━━━━━ Data

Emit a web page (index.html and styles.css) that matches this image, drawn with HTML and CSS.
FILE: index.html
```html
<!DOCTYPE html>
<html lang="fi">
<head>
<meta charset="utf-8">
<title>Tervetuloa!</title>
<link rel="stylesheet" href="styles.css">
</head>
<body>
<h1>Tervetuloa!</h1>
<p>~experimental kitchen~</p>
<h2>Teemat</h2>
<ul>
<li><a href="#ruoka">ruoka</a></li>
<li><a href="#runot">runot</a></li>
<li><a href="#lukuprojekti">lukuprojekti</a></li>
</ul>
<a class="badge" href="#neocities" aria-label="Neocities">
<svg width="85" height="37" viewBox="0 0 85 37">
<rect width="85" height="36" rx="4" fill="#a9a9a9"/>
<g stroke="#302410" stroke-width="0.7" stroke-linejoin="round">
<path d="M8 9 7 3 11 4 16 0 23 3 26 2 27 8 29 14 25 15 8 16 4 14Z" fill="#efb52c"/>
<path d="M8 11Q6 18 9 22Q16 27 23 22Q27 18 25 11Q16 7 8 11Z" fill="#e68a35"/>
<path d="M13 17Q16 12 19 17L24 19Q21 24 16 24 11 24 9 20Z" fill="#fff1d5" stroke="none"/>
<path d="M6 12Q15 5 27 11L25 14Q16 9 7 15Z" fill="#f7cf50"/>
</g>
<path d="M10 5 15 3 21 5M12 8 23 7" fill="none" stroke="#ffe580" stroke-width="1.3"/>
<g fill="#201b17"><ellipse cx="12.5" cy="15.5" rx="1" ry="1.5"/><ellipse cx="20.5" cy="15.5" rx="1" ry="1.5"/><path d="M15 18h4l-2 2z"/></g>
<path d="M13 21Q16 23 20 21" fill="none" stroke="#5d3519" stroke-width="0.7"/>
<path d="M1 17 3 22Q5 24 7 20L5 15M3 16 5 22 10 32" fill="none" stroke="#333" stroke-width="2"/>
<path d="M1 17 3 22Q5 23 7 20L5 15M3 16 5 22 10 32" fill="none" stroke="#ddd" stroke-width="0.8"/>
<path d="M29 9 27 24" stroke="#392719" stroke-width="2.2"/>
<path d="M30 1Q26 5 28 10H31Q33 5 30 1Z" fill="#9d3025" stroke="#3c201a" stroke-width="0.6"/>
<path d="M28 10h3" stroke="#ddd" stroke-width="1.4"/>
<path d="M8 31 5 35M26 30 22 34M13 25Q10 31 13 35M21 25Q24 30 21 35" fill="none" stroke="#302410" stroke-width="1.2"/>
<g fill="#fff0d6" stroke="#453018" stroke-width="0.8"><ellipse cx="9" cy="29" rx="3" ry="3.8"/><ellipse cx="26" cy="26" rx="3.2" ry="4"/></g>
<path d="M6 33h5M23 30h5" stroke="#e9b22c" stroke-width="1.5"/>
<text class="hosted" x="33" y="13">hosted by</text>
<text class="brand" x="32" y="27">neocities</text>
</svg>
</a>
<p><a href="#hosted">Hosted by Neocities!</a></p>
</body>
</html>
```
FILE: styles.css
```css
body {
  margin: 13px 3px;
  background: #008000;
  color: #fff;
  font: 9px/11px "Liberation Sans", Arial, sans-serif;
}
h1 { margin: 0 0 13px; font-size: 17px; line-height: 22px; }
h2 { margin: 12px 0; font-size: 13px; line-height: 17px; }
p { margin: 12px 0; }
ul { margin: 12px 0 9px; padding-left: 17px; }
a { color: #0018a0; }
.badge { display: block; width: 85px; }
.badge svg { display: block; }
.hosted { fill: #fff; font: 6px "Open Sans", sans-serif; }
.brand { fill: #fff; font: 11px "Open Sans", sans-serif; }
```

━━━━━━━━━━

#### Directions for this task
Using the data above, repeat every line exactly.

#### Exercise answer
Emit a web page (index.html and styles.css) that matches this image, drawn with HTML and CSS.
FILE: index.html
```html
<!DOCTYPE html>
<html lang="fi">
<head>
<meta charset="utf-8">
<title>Tervetuloa!</title>
<link rel="stylesheet" href="styles.css">
</head>
<body>
<h1>Tervetuloa!</h1>
<p>~experimental kitchen~</p>
<h2>Teemat</h2>
<ul>
<li><a href="#ruoka">ruoka</a></li>
<li><a href="#runot">runot</a></li>
<li><a href="#lukuprojekti">lukuprojekti</a></li>
</ul>
<a class="badge" href="#neocities" aria-label="Neocities">
<svg width="85" height="37" viewBox="0 0 85 37">
<rect width="85" height="36" rx="4" fill="#a9a9a9"/>
<g stroke="#302410" stroke-width="0.7" stroke-linejoin="round">
<path d="M8 9 7 3 11 4 16 0 23 3 26 2 27 8 29 14 25 15 8 16 4 14Z" fill="#efb52c"/>
<path d="M8 11Q6 18 9 22Q16 27 23 22Q27 18 25 11Q16 7 8 11Z" fill="#e68a35"/>
<path d="M13 17Q16 12 19 17L24 19Q21 24 16 24 11 24 9 20Z" fill="#fff1d5" stroke="none"/>
<path d="M6 12Q15 5 27 11L25 14Q16 9 7 15Z" fill="#f7cf50"/>
</g>
<path d="M10 5 15 3 21 5M12 8 23 7" fill="none" stroke="#ffe580" stroke-width="1.3"/>
<g fill="#201b17"><ellipse cx="12.5" cy="15.5" rx="1" ry="1.5"/><ellipse cx="20.5" cy="15.5" rx="1" ry="1.5"/><path d="M15 18h4l-2 2z"/></g>
<path d="M13 21Q16 23 20 21" fill="none" stroke="#5d3519" stroke-width="0.7"/>
<path d="M1 17 3 22Q5 24 7 20L5 15M3 16 5 22 10 32" fill="none" stroke="#333" stroke-width="2"/>
<path d="M1 17 3 22Q5 23 7 20L5 15M3 16 5 22 10 32" fill="none" stroke="#ddd" stroke-width="0.8"/>
<path d="M29 9 27 24" stroke="#392719" stroke-width="2.2"/>
<path d="M30 1Q26 5 28 10H31Q33 5 30 1Z" fill="#9d3025" stroke="#3c201a" stroke-width="0.6"/>
<path d="M28 10h3" stroke="#ddd" stroke-width="1.4"/>
<path d="M8 31 5 35M26 30 22 34M13 25Q10 31 13 35M21 25Q24 30 21 35" fill="none" stroke="#302410" stroke-width="1.2"/>
<g fill="#fff0d6" stroke="#453018" stroke-width="0.8"><ellipse cx="9" cy="29" rx="3" ry="3.8"/><ellipse cx="26" cy="26" rx="3.2" ry="4"/></g>
<path d="M6 33h5M23 30h5" stroke="#e9b22c" stroke-width="1.5"/>
<text class="hosted" x="33" y="13">hosted by</text>
<text class="brand" x="32" y="27">neocities</text>
</svg>
</a>
<p><a href="#hosted">Hosted by Neocities!</a></p>
</body>
</html>
```
FILE: styles.css
```css
body {
  margin: 13px 3px;
  background: #008000;
  color: #fff;
  font: 9px/11px "Liberation Sans", Arial, sans-serif;
}
h1 { margin: 0 0 13px; font-size: 17px; line-height: 22px; }
h2 { margin: 12px 0; font-size: 13px; line-height: 17px; }
p { margin: 12px 0; }
ul { margin: 12px 0 9px; padding-left: 17px; }
a { color: #0018a0; }
.badge { display: block; width: 85px; }
.badge svg { display: block; }
.hosted { fill: #fff; font: 6px "Open Sans", sans-serif; }
.brand { fill: #fff; font: 11px "Open Sans", sans-serif; }
```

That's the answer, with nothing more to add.